De hecho, además del elitismo, hay dos cosas adicionales, dos hábitos, digamos, que pienso que tipifican bastante a la mayoría de los chavistas nuestros:

1) Por lo general oyen poco, o mejor dicho -porque no están sordos- escuchan poco. Si los dejas hablar, jamás te preguntarán qué piensas tú. 2) Sus opiniones no son opiniones; o al menos, su modo de expresarlas no es el de quien se sabe aventurándose hacia algún tipo de certeza, si no el de quien formula definiciones dogmáticas en temas opinables.

No fue fácil «conversar» con Leo en esos términos. Y mucho menos cumplir la promesa que me había hecho de no interrumpirlo ni reaccionar visceralmente ante sus ideas. Sin embargo, creo que lo logré. Y creo al mismo tiempo que, sin proponérmelo, ese silencio paciente dejó en evidencia la conducta típica del autoritarismo: no hay diálogo, sólo afirmación.

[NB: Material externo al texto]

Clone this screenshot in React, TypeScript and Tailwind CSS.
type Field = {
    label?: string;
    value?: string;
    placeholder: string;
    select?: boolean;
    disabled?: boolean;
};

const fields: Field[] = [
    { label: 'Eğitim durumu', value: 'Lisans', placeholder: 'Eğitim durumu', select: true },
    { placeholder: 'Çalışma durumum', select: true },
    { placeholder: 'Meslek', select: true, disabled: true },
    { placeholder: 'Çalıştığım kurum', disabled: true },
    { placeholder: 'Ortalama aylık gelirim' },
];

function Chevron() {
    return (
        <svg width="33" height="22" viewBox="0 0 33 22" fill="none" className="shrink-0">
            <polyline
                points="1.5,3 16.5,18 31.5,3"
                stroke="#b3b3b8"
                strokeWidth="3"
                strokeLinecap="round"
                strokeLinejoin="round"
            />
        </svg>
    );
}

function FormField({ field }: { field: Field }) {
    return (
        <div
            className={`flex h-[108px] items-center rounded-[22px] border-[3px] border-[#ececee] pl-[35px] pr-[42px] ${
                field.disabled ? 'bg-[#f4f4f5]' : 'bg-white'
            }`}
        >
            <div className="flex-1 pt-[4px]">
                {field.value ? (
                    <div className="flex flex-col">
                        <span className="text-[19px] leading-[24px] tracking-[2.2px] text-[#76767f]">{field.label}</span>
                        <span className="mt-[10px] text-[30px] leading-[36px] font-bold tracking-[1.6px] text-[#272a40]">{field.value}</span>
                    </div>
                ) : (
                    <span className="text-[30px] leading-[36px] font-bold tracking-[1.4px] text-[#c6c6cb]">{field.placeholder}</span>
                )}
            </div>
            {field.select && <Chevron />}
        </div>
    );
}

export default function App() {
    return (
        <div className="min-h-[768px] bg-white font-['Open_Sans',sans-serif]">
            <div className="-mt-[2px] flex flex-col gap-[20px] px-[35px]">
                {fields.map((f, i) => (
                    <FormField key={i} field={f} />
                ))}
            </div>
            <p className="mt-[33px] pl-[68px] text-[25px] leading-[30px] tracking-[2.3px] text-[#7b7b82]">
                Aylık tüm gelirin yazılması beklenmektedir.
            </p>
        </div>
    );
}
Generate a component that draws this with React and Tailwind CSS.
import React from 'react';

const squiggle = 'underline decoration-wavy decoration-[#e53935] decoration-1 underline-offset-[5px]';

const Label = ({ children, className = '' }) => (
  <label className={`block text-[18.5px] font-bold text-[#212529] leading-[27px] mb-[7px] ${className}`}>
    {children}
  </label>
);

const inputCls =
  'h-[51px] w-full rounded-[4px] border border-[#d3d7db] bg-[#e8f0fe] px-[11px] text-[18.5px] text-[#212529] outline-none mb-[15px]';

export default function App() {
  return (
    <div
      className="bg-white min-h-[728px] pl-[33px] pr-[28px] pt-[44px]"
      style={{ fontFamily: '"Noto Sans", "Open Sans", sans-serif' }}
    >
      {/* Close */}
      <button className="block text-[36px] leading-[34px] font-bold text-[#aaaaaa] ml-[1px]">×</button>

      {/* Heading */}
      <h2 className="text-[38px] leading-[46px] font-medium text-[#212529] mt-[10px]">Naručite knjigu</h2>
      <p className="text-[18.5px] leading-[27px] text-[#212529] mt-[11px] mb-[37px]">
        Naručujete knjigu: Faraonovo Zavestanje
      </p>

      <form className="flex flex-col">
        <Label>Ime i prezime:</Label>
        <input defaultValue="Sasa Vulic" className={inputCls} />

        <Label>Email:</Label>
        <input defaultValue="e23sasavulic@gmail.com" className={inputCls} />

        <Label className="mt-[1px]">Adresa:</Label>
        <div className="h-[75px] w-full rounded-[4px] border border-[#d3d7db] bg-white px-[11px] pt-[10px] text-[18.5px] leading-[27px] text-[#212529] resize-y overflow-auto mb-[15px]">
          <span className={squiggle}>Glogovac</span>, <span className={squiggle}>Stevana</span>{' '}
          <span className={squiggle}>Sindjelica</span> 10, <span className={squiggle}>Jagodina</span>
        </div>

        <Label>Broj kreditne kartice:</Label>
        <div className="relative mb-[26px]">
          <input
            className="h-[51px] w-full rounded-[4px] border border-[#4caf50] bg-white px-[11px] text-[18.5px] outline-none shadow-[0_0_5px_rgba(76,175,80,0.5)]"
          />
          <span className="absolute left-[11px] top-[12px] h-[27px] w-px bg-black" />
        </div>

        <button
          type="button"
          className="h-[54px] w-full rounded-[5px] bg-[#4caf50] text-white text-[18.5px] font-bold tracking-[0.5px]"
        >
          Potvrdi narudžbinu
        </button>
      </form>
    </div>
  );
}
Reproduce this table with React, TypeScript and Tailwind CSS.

No soy miltante de ningún partido, ni he logrado descubrir en mí mismo simpatías irrestrictas por sistemas ideológicos completos y específicos; sin embargo, creo que siempre estaré de acuerdo con las propuestas que incluyan y potencien la libertad, la iniciativa personal y la pluralidad. No somos perfectos, eso está claro, pero las civilizaciones basadas en la libertad y la creatividad individual han logrado cosas que jamás han soñado los sistemas que desconfían radicalmente de la persona humana. ¿Qué pensará Leo de esto?

P.S. Muchas veces en la vida me he preguntado por qué personas inteligentes adoptan a veces posturas radicales, y estoy convencido -por vía de intuición, no porque haya realizado estudios experimentales exhaustivos- de que los autoritarismos y los radicalismos son expresión más de un talante, de una configuración volitivo-temperamental, que de una conclusión intelectual o de interpretaciones ideológicas. Salvo contadas excepciones, la pertenencia a una ideología extrema tiene casi los mismos fundamentos antropológicos que la adhesión al Barça o al Madrid. En el fondo, es profundamente irracional. ¡Hasta el próximo post!